Gervonta Davis needed an extra half hour to make weight Friday for his World Boxing Association super featherweight world title defense against veteran and former world champion Hugo Ruiz.
Davis, unbeaten with a record of 20-0 with 19 knockouts, came in at 130.2 pounds in his first appearance on the scale, but returned to weigh in under the 130-pound limit at 129.8.
The powerful southpaw was supposed to be defending against three-division champion Abner Mares.
But the 33-year-old Mares (31-3-1, 15 knockouts) pulled out two weeks ago after learning he had suffered a career-threatening detached retina in his right eye in a sparring session.
Ruiz, a former super bantamweight world title holder with a record of 39-4 with 33 knockouts, replaced Mares on 10 days’ notice.

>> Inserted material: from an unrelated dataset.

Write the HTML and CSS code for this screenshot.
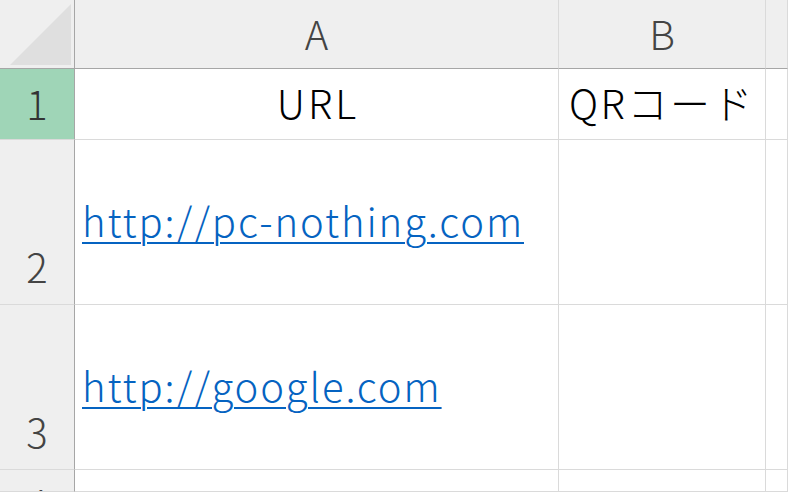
FILE: index.html
```html
<!DOCTYPE html>
<html lang="ja">
  <head>
    <meta charset="UTF-8" />
    <meta name="viewport" content="width=device-width, initial-scale=1.0" />
    <title>Sheet1</title>
    <link rel="stylesheet" href="styles.css">
  </head>
  <body>
    <div class="sheet">
      <div class="corner"><span class="corner__tri"></span></div>
      <div class="col-head">A</div>
      <div class="col-head">B</div>
      <div class="col-head col-head--last"></div>

      <div class="row-head row-head--active row-head--mid">1</div>
      <div class="cell cell--center cell--wide">URL</div>
      <div class="cell cell--center">QRコード</div>
      <div class="cell"></div>

      <div class="row-head">2</div>
      <div class="cell"><a class="link" href="http://pc-nothing.com">http://pc-nothing.com</a></div>
      <div class="cell"></div>
      <div class="cell"></div>

      <div class="row-head">3</div>
      <div class="cell"><a class="link" href="http://google.com">http://google.com</a></div>
      <div class="cell"></div>
      <div class="cell"></div>

      <div class="row-head row-head--peek">4</div>
      <div class="cell"></div>
      <div class="cell"></div>
      <div class="cell"></div>
    </div>
  </body>
</html>
```

FILE: styles.css
```css
* {
  box-sizing: border-box;
  margin: 0;
  padding: 0;
}
:root {
  --head-bg: #efefef;
  --head-line: #a6a6a6;
  --grid: #dadada;
  --active: #9fd5b7;
  --link: #0563c1;
}
body {
  background: #fff;
  font: 300 40px/1 "Noto Sans CJK JP", "Noto Sans", sans-serif;
  width: 788px;
  height: 492px;
  overflow: hidden;
}
.sheet {
  display: grid;
  grid-template-columns: 75px 484px 207px 1fr;
  grid-template-rows: 69px 71px 165px 165px 1fr;
  height: 492px;
  overflow: hidden;
}
.corner {
  background: var(--head-bg);
  border-right: 1px solid var(--head-line);
  border-bottom: 1px solid var(--head-line);
  position: relative;
}
.corner__tri {
  position: absolute;
  left: 10px;
  top: 4px;
  width: 61px;
  height: 61px;
  background: #dfdfdf;
  clip-path: polygon(100% 0, 100% 100%, 0 100%);
}
.col-head {
  background: var(--head-bg);
  border-right: 1px solid var(--grid);
  border-bottom: 1px solid var(--head-line);
  color: #444;
  display: flex;
  align-items: center;
  justify-content: center;
  padding-bottom: 3px;
}
.row-head {
  background: var(--head-bg);
  border-right: 1px solid var(--head-line);
  border-bottom: 1px solid var(--grid);
  color: #444;
  display: flex;
  align-items: flex-end;
  justify-content: center;
  padding-bottom: 18px;
}
.row-head--mid {
  align-items: center;
  padding-bottom: 2px;
}
.row-head--peek {
  align-items: flex-start;
  padding: 12px 0 0;
  overflow: hidden;
}
.row-head--active {
  background: var(--active);
  color: #333;
}
.cell {
  border-right: 1px solid var(--grid);
  border-bottom: 1px solid var(--grid);
  color: #000;
  display: flex;
  align-items: center;
  padding: 0 0 4px 7px;
  white-space: nowrap;
  letter-spacing: 1.9px;
}
.cell--center {
  justify-content: center;
  padding-left: 0;
  letter-spacing: 2.5px;
}
.cell--wide {
  letter-spacing: 3px;
  padding-left: 3px;
}
.link {
  color: var(--link);
  text-decoration: underline;
  text-decoration-thickness: 2px;
  text-underline-offset: 5px;
}
```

“The opponent change didn’t really affect me,” Davis said this week. “I had been sparring someone taller than me in training camp anyway. I think a fighter should be ready and able to adapt to anything that is in front of him in the ring.

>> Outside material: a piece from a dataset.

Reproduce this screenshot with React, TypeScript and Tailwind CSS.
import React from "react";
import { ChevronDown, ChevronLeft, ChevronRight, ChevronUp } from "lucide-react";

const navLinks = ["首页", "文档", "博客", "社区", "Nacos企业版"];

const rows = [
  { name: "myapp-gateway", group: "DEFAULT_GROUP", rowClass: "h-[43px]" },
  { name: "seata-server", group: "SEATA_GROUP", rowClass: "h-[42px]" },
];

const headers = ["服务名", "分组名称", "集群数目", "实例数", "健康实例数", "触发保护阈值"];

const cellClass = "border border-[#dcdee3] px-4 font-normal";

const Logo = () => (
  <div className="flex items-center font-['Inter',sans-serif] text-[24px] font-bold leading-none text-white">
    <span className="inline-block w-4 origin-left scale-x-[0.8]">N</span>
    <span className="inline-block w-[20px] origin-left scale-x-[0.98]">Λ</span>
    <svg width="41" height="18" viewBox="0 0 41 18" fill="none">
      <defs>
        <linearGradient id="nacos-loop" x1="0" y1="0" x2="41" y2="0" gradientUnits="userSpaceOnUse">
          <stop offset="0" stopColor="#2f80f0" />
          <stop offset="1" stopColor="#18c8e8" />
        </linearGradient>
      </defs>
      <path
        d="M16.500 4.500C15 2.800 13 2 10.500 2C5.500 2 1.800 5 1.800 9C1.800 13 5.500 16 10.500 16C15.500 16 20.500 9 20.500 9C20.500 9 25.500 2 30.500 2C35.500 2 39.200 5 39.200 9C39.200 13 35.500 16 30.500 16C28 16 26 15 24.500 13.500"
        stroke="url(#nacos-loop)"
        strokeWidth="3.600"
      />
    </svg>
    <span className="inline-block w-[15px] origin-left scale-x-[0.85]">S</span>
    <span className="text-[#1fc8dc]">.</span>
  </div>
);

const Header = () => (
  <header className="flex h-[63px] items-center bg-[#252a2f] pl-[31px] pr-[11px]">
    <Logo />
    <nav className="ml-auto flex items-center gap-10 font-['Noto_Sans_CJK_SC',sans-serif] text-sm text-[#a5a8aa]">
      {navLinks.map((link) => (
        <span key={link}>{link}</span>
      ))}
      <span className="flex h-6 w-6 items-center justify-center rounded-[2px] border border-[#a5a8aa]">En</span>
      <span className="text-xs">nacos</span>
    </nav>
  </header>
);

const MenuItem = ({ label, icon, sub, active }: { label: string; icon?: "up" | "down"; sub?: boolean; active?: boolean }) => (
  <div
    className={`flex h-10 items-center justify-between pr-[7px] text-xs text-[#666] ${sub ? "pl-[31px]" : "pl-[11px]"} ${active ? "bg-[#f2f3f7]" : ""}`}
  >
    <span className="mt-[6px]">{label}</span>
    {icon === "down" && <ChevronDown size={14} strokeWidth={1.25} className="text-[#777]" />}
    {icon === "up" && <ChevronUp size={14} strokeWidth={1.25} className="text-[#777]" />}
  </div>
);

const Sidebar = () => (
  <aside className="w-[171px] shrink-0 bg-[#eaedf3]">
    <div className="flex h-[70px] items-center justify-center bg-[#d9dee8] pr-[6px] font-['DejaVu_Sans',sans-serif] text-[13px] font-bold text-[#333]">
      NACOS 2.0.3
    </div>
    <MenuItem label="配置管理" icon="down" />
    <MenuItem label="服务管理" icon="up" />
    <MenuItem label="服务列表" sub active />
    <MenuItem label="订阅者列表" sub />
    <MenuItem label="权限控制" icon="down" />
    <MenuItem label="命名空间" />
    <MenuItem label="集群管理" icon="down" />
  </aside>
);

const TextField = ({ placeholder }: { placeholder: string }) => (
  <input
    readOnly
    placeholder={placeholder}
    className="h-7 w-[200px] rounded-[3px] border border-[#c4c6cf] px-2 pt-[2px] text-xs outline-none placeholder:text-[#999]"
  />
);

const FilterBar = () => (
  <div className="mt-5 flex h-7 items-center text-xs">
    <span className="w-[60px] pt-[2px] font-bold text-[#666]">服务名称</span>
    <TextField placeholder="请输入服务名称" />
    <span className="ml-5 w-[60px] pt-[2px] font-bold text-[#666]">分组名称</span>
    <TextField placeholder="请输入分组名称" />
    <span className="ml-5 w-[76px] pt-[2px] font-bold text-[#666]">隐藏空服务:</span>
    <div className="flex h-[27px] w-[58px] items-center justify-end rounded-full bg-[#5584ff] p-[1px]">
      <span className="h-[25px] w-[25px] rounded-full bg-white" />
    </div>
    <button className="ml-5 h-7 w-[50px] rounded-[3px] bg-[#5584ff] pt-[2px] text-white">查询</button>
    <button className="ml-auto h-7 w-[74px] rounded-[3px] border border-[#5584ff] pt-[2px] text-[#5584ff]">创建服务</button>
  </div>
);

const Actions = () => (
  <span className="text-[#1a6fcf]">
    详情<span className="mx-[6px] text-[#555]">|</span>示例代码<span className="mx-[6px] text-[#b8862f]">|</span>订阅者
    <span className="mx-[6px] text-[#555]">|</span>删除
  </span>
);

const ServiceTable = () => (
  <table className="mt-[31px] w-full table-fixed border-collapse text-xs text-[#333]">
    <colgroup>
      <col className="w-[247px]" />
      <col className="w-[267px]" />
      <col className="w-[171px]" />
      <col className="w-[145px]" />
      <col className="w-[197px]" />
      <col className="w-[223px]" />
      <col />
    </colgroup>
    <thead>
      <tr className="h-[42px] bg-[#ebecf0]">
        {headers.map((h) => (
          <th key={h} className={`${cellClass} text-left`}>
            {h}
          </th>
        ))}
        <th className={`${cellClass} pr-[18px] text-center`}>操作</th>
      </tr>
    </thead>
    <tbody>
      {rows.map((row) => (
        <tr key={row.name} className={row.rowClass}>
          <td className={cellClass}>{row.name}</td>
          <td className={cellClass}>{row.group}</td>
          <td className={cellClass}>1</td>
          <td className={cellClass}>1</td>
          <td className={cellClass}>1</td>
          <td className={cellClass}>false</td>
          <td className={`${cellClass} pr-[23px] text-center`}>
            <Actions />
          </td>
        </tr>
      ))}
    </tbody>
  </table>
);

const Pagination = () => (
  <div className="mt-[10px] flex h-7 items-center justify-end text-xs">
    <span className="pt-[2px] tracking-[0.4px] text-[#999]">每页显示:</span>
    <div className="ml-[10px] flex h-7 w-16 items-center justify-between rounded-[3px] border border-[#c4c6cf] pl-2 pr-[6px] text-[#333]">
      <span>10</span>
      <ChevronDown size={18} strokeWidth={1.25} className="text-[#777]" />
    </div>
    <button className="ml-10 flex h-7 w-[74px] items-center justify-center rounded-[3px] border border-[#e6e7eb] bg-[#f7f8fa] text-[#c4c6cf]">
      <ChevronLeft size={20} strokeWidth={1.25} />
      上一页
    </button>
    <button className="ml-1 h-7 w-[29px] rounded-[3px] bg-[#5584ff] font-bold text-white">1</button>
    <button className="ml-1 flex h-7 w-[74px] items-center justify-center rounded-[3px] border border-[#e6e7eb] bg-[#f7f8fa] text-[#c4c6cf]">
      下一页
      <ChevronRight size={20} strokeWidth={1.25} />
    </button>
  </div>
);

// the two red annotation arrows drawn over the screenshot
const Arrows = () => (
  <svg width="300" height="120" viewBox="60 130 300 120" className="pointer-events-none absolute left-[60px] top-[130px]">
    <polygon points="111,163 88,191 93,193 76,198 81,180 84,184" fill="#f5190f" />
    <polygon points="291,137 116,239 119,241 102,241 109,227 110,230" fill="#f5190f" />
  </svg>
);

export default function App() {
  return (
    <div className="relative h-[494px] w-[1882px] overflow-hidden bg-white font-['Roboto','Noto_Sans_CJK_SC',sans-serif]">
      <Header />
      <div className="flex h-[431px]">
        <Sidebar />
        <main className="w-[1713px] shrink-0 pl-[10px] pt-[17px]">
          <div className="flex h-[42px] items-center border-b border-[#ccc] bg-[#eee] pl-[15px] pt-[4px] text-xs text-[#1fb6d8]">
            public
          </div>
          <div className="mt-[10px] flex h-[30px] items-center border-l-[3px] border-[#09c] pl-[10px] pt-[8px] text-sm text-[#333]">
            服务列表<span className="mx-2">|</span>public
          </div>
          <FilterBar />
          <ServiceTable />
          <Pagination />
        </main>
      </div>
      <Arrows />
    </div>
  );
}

“I’m ready and I hope Ruiz is too. He’s been telling the media he’s going to knock me out, so I hope we get an action packed fight.”
Ruiz will be fighting just three weeks after posting a unanimous 12-round decision over Alberto Guevara on the undercard of Manny Pacquiao’s 12-round demolition of Adrien Broner in Las Vegas.
While some expect Davis to win in style, Mayweather Promotions CEO Leonard Ellerbe, who promotes Davis, is concerned with the challenge that Ruiz presents.
Ellerbe was watching closely in December, when Matt Korobov came in on late notice and nearly derailed undefeated Jermall Charlo.
“This is a guy [Ruiz] that just fought on the Broner card. He’s in great shape, he’s a great fighter and he’s coming to put on a performance on Saturday night. ‘Tank’ is in great shape but he’s got to be cognizant of a guy that he hasn’t prepared for,” Ellerbe said.
“We’ve seen what has happened in other fights, specifically the [Jermall] Charlo fight. [Matvey] Korobov came in as a last-minute replacement and it was a tough fight. Certainly tougher than he had anticipated but that’s part of the sport. ‘Tank’ has to be ready for anything.”